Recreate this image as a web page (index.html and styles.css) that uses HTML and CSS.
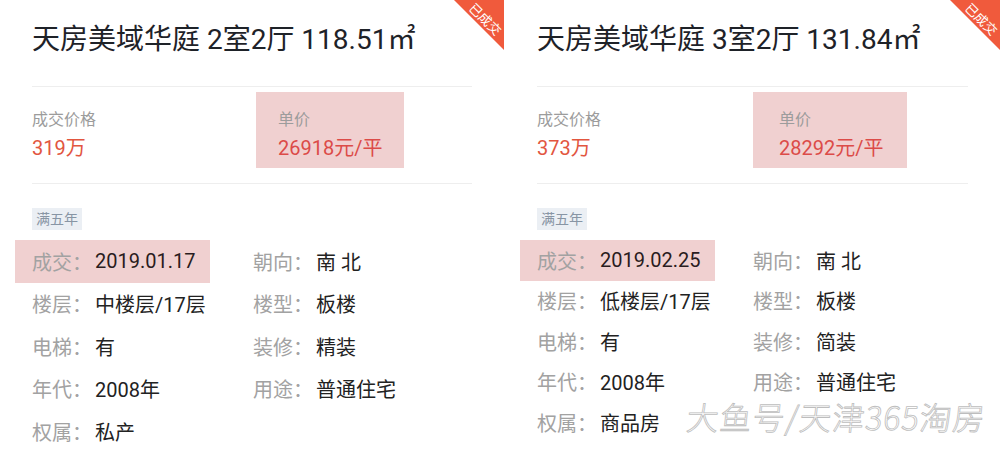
FILE: index.html
```html
<!DOCTYPE html>
<html lang="zh-CN">
<head>
    <meta charset="UTF-8">
    <title>天房美域华庭 成交记录</title>
    <link rel="stylesheet" href="styles.css">
</head>
<body>
    <div class="page">
        <!-- 左侧成交卡片 -->
        <section class="card card-left">
            <div class="ribbon"><span>已成交</span></div>
            <h1 class="card-title">天房美域华庭 2室2厅 118.51㎡</h1>
            <div class="price-row">
                <div class="price-item">
                    <div class="price-label">成交价格</div>
                    <div class="price-value">319万</div>
                </div>
                <div class="price-item marked">
                    <div class="price-label">单价</div>
                    <div class="price-value">26918元/平</div>
                </div>
            </div>
            <div class="tags"><span class="tag">满五年</span></div>
            <ul class="details">
                <li class="detail marked"><span class="detail-label">成交：</span><span class="detail-value">2019.01.17</span></li>
                <li class="detail"><span class="detail-label">朝向：</span><span class="detail-value">南 北</span></li>
                <li class="detail"><span class="detail-label">楼层：</span><span class="detail-value">中楼层/17层</span></li>
                <li class="detail"><span class="detail-label">楼型：</span><span class="detail-value">板楼</span></li>
                <li class="detail"><span class="detail-label">电梯：</span><span class="detail-value">有</span></li>
                <li class="detail"><span class="detail-label">装修：</span><span class="detail-value">精装</span></li>
                <li class="detail"><span class="detail-label">年代：</span><span class="detail-value">2008年</span></li>
                <li class="detail"><span class="detail-label">用途：</span><span class="detail-value">普通住宅</span></li>
                <li class="detail"><span class="detail-label">权属：</span><span class="detail-value">私产</span></li>
            </ul>
        </section>

        <!-- 右侧成交卡片 -->
        <section class="card card-right">
            <div class="ribbon"><span>已成交</span></div>
            <h1 class="card-title">天房美域华庭 3室2厅 131.84㎡</h1>
            <div class="price-row">
                <div class="price-item">
                    <div class="price-label">成交价格</div>
                    <div class="price-value">373万</div>
                </div>
                <div class="price-item marked">
                    <div class="price-label">单价</div>
                    <div class="price-value">28292元/平</div>
                </div>
            </div>
            <div class="tags"><span class="tag">满五年</span></div>
            <ul class="details">
                <li class="detail marked"><span class="detail-label">成交：</span><span class="detail-value">2019.02.25</span></li>
                <li class="detail"><span class="detail-label">朝向：</span><span class="detail-value">南 北</span></li>
                <li class="detail"><span class="detail-label">楼层：</span><span class="detail-value">低楼层/17层</span></li>
                <li class="detail"><span class="detail-label">楼型：</span><span class="detail-value">板楼</span></li>
                <li class="detail"><span class="detail-label">电梯：</span><span class="detail-value">有</span></li>
                <li class="detail"><span class="detail-label">装修：</span><span class="detail-value">简装</span></li>
                <li class="detail"><span class="detail-label">年代：</span><span class="detail-value">2008年</span></li>
                <li class="detail"><span class="detail-label">用途：</span><span class="detail-value">普通住宅</span></li>
                <li class="detail"><span class="detail-label">权属：</span><span class="detail-value">商品房</span></li>
            </ul>
            <div class="watermark">大鱼号/天津365淘房</div>
        </section>
    </div>
</body>
</html>
```

FILE: styles.css
```css
/* 成交卡片 */
body {
    margin: 0;
    padding: 0;
    background-color: #fff;
    font-family: Roboto, "Noto Sans CJK SC", sans-serif;
    color: #222;
}
.page {
    display: flex;
    height: 454px;
    overflow: hidden;
}
.card {
    position: relative;
    overflow: hidden;
    box-sizing: border-box;
    padding: 23px 32px 0 32px;
    background-color: #fff;
}
.card-left {
    width: 504px;
}
.card-right {
    flex: 1;
    margin-left: 1px;
    padding-left: 32px;
}
.ribbon {
    position: absolute;
    top: 0;
    right: 0;
    width: 50px;
    height: 50px;
    background-color: #f05a3c;
    clip-path: polygon(0 0, 100% 0, 100% 100%);
}
.ribbon span {
    position: absolute;
    left: 0;
    top: 12px;
    width: 62px;
    line-height: 15px;
    font-size: 13px;
    color: #fff;
    text-align: center;
    transform: rotate(45deg);
}
.card-title {
    margin: 0 0 29px 0;
    font-size: 28px;
    font-weight: 400;
    line-height: 34px;
    color: #1e2228;
    white-space: nowrap;
}
.price-row {
    display: flex;
    align-items: flex-start;
    border-top: 1px solid #eeeeee;
    border-bottom: 1px solid #eeeeee;
    padding: 5px 0 15px 0;
}
.price-item {
    padding: 17px 22px 7px 22px;
}
.price-item:first-child {
    width: 224px;
    box-sizing: border-box;
    padding-left: 0;
}
.card-right .price-item:first-child {
    width: 216px;
}
.card-right .price-item.marked {
    padding-left: 26px;
    padding-right: 24px;
}
.price-item.marked {
    background-color: #f0d0d0;
}
.price-label {
    font-size: 16px;
    line-height: 22px;
    color: #9c9c9c;
}
.price-value {
    margin-top: 4px;
    font-size: 20px;
    line-height: 26px;
    color: #e2563f;
}
.marked .price-value {
    color: #dc4b48;
}
.tags {
    margin-top: 24px;
}
.tag {
    display: inline-block;
    padding: 0 4px;
    font-size: 14px;
    line-height: 22px;
    color: #8895a4;
    background-color: #ebeff4;
}
.details {
    list-style: none;
    margin: 10px 0 0 0;
    padding: 0;
    display: grid;
    grid-template-columns: 221px 1fr;
    grid-auto-rows: 42.5px;
}
.card-right .details {
    grid-template-columns: 216px 1fr;
    grid-auto-rows: 40.5px;
}
.detail {
    display: flex;
    align-items: center;
    font-size: 20px;
    white-space: nowrap;
}
.detail.marked {
    justify-self: start;
    margin-left: -17px;
    padding: 0 15px 0 17px;
    background-color: #f0d0d0;
}
.detail-label {
    width: 63px;
    flex: none;
    color: #a2a2a2;
}
.detail-value {
    color: #222;
}
.marked .detail-value {
    color: #2a1c20;
}
.watermark {
    position: absolute;
    left: 182px;
    top: 396px;
    font-family: "Noto Sans CJK SC", sans-serif;
    font-size: 32px;
    font-weight: 300;
    line-height: 40px;
    letter-spacing: 1px;
    color: #fff;
    -webkit-text-stroke: 0.8px #bdbdbd;
    transform: skewX(-6deg);
    white-space: nowrap;
}
```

= = = =

The exercise: Repeat the data in full and exactly. Omit pictures.

The answer:
Recreate this image as a web page (index.html and styles.css) that uses HTML and CSS.
FILE: index.html
```html
<!DOCTYPE html>
<html lang="zh-CN">
<head>
    <meta charset="UTF-8">
    <title>天房美域华庭 成交记录</title>
    <link rel="stylesheet" href="styles.css">
</head>
<body>
    <div class="page">
        <!-- 左侧成交卡片 -->
        <section class="card card-left">
            <div class="ribbon"><span>已成交</span></div>
            <h1 class="card-title">天房美域华庭 2室2厅 118.51㎡</h1>
            <div class="price-row">
                <div class="price-item">
                    <div class="price-label">成交价格</div>
                    <div class="price-value">319万</div>
                </div>
                <div class="price-item marked">
                    <div class="price-label">单价</div>
                    <div class="price-value">26918元/平</div>
                </div>
            </div>
            <div class="tags"><span class="tag">满五年</span></div>
            <ul class="details">
                <li class="detail marked"><span class="detail-label">成交：</span><span class="detail-value">2019.01.17</span></li>
                <li class="detail"><span class="detail-label">朝向：</span><span class="detail-value">南 北</span></li>
                <li class="detail"><span class="detail-label">楼层：</span><span class="detail-value">中楼层/17层</span></li>
                <li class="detail"><span class="detail-label">楼型：</span><span class="detail-value">板楼</span></li>
                <li class="detail"><span class="detail-label">电梯：</span><span class="detail-value">有</span></li>
                <li class="detail"><span class="detail-label">装修：</span><span class="detail-value">精装</span></li>
                <li class="detail"><span class="detail-label">年代：</span><span class="detail-value">2008年</span></li>
                <li class="detail"><span class="detail-label">用途：</span><span class="detail-value">普通住宅</span></li>
                <li class="detail"><span class="detail-label">权属：</span><span class="detail-value">私产</span></li>
            </ul>
        </section>

        <!-- 右侧成交卡片 -->
        <section class="card card-right">
            <div class="ribbon"><span>已成交</span></div>
            <h1 class="card-title">天房美域华庭 3室2厅 131.84㎡</h1>
            <div class="price-row">
                <div class="price-item">
                    <div class="price-label">成交价格</div>
                    <div class="price-value">373万</div>
                </div>
                <div class="price-item marked">
                    <div class="price-label">单价</div>
                    <div class="price-value">28292元/平</div>
                </div>
            </div>
            <div class="tags"><span class="tag">满五年</span></div>
            <ul class="details">
                <li class="detail marked"><span class="detail-label">成交：</span><span class="detail-value">2019.02.25</span></li>
                <li class="detail"><span class="detail-label">朝向：</span><span class="detail-value">南 北</span></li>
                <li class="detail"><span class="detail-label">楼层：</span><span class="detail-value">低楼层/17层</span></li>
                <li class="detail"><span class="detail-label">楼型：</span><span class="detail-value">板楼</span></li>
                <li class="detail"><span class="detail-label">电梯：</span><span class="detail-value">有</span></li>
                <li class="detail"><span class="detail-label">装修：</span><span class="detail-value">简装</span></li>
                <li class="detail"><span class="detail-label">年代：</span><span class="detail-value">2008年</span></li>
                <li class="detail"><span class="detail-label">用途：</span><span class="detail-value">普通住宅</span></li>
                <li class="detail"><span class="detail-label">权属：</span><span class="detail-value">商品房</span></li>
            </ul>
            <div class="watermark">大鱼号/天津365淘房</div>
        </section>
    </div>
</body>
</html>
```

FILE: styles.css
```css
/* 成交卡片 */
body {
    margin: 0;
    padding: 0;
    background-color: #fff;
    font-family: Roboto, "Noto Sans CJK SC", sans-serif;
    color: #222;
}
.page {
    display: flex;
    height: 454px;
    overflow: hidden;
}
.card {
    position: relative;
    overflow: hidden;
    box-sizing: border-box;
    padding: 23px 32px 0 32px;
    background-color: #fff;
}
.card-left {
    width: 504px;
}
.card-right {
    flex: 1;
    margin-left: 1px;
    padding-left: 32px;
}
.ribbon {
    position: absolute;
    top: 0;
    right: 0;
    width: 50px;
    height: 50px;
    background-color: #f05a3c;
    clip-path: polygon(0 0, 100% 0, 100% 100%);
}
.ribbon span {
    position: absolute;
    left: 0;
    top: 12px;
    width: 62px;
    line-height: 15px;
    font-size: 13px;
    color: #fff;
    text-align: center;
    transform: rotate(45deg);
}
.card-title {
    margin: 0 0 29px 0;
    font-size: 28px;
    font-weight: 400;
    line-height: 34px;
    color: #1e2228;
    white-space: nowrap;
}
.price-row {
    display: flex;
    align-items: flex-start;
    border-top: 1px solid #eeeeee;
    border-bottom: 1px solid #eeeeee;
    padding: 5px 0 15px 0;
}
.price-item {
    padding: 17px 22px 7px 22px;
}
.price-item:first-child {
    width: 224px;
    box-sizing: border-box;
    padding-left: 0;
}
.card-right .price-item:first-child {
    width: 216px;
}
.card-right .price-item.marked {
    padding-left: 26px;
    padding-right: 24px;
}
.price-item.marked {
    background-color: #f0d0d0;
}
.price-label {
    font-size: 16px;
    line-height: 22px;
    color: #9c9c9c;
}
.price-value {
    margin-top: 4px;
    font-size: 20px;
    line-height: 26px;
    color: #e2563f;
}
.marked .price-value {
    color: #dc4b48;
}
.tags {
    margin-top: 24px;
}
.tag {
    display: inline-block;
    padding: 0 4px;
    font-size: 14px;
    line-height: 22px;
    color: #8895a4;
    background-color: #ebeff4;
}
.details {
    list-style: none;
    margin: 10px 0 0 0;
    padding: 0;
    display: grid;
    grid-template-columns: 221px 1fr;
    grid-auto-rows: 42.5px;
}
.card-right .details {
    grid-template-columns: 216px 1fr;
    grid-auto-rows: 40.5px;
}
.detail {
    display: flex;
    align-items: center;
    font-size: 20px;
    white-space: nowrap;
}
.detail.marked {
    justify-self: start;
    margin-left: -17px;
    padding: 0 15px 0 17px;
    background-color: #f0d0d0;
}
.detail-label {
    width: 63px;
    flex: none;
    color: #a2a2a2;
}
.detail-value {
    color: #222;
}
.marked .detail-value {
    color: #2a1c20;
}
.watermark {
    position: absolute;
    left: 182px;
    top: 396px;
    font-family: "Noto Sans CJK SC", sans-serif;
    font-size: 32px;
    font-weight: 300;
    line-height: 40px;
    letter-spacing: 1px;
    color: #fff;
    -webkit-text-stroke: 0.8px #bdbdbd;
    transform: skewX(-6deg);
    white-space: nowrap;
}
```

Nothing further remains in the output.